Re: Possible squid3 DoS (CPU exhaustion)

From: Amos Jeffries <squid3_at_treenet.co.nz>
Date: Fri, 19 Apr 2013 22:24:38 +1200

BTW: diverting this to squid-dev. I am convinced this is not a big DoS
problem any more than some of the other performance issues are.

On 19/04/2013 5:19 p.m., Alex Rousskov wrote:
> On 04/18/2013 01:06 AM, Amos Jeffries wrote:
>> On 18/04/2013 6:16 p.m., Amos Jeffries wrote:
>>> On 13/04/2013 1:34 p.m., Alex Rousskov wrote:
>>>> Linear scanning of the index containing all memory-cached object chunks
>>>> is at the core of the problem. Not only such scans are slow, but they
>>>> probably rearrange Squid splay trees into the worst possible shape for
>>>> future searches, compounding the problem.
>>>>
>>>> If I remove one Squid function doing such scans(*), I get x10 (80Mbps vs
>>>> 8Mbps) performance boost for a 100MB response. I would expect an even
>>>> bigger difference for larger transfers because the linear scan overheads
>>>> are growing with the object size.
>>>>
>>>> I would not be surprised if there is at least one more such function but
>>>> they are not easy to find and properly removing them will be difficult.
>>>>
>>>> (*) MemObject::isContiguous().
>
>>> Going a bit deeper the issue with MemObject::isContiguous() seems to
>>> be the mem_hdr::getBlockContainingLocation() doing a nodes.find() from
>>> the start of the nodes list on every call and it is called repeatedly
>>> for each node in the object being scanned. The other places
>>> getBlockContainingLocation() is called from will be having the same
>>> performance drag issues.
>>> It looks worthwhile to make the mem_hdr functions which use
>>> getBlockContainingLocation() store a last-accessed node pointer and
>>> pass it as a seed value to skip the walking.
>> On deeper thought it looks easier to simply create a custom SPLAYWALKEE
>> function to walk the tree and perform the isContiguous() test without
>> calling find() at all.
>
> Hi Amos,
>
> I am not an expert on splay trees, and I have not tested whether
> Squid code matches the theory, but I believe splay trees are designed to
> push the recently accessed node close to the top of the tree. This means
> that find() itself is not the biggest problem as the last-accessed node
> is essentially stored nearby for us by the tree.
>
> However, splay trees do have a serious weakness -- a sequential scan of
> a splay tree flattens the tree, making subsequent searches linear. This
> makes splay trees a rather strange choice for storing memory chunks of
> objects that are usually accessed ... sequentially.

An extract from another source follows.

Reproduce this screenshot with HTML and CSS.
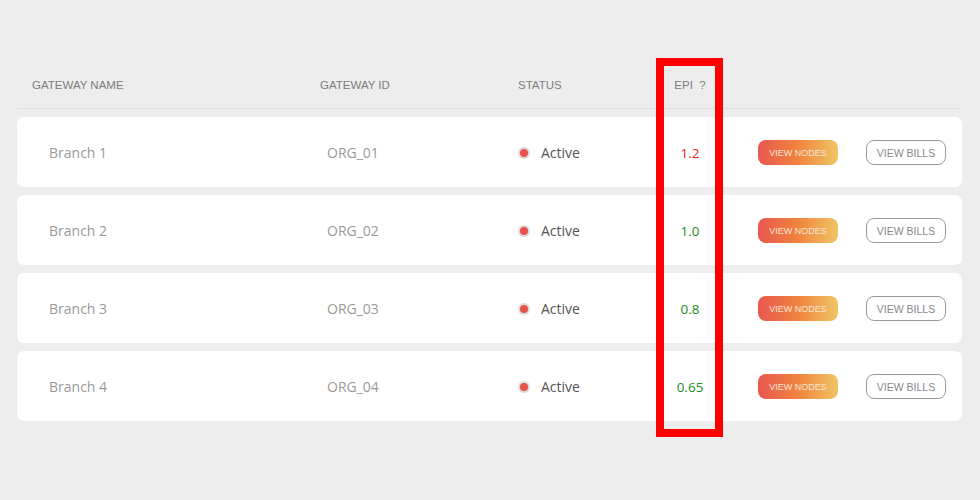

Yes, I hit that one this morning while looking into this a bit more.

Any idea WTF are we using splay tree here?

> I do agree that a custom walk function would be faster than searching
> from scratch on every iteration, but walking a linear list of chunks
> belonging to a 1GB object every time we store another byte is still
> going to be rather slow, so I do not think walking the tree faster is
> the best solution.
>
> If I were to work on this problem, I would start with these two things:
>
> a) Maintain isContiguous boolean member as chunks are being added or
> removed. Maintaining this information is cheap and checking a boolean
> member adds a negligible overhead, even if it is done often. This alone
> will give us serious performance boost for large objects according to my
> primitive tests.
>
> b) Use a different structure to store and index chunks. While the
> underlying structure is changed, make sure that each and every blocking
> linear scan of the chunks index is absolutely necessary. I cannot say
> for sure, but I suspect that _all_ of them can be eliminated.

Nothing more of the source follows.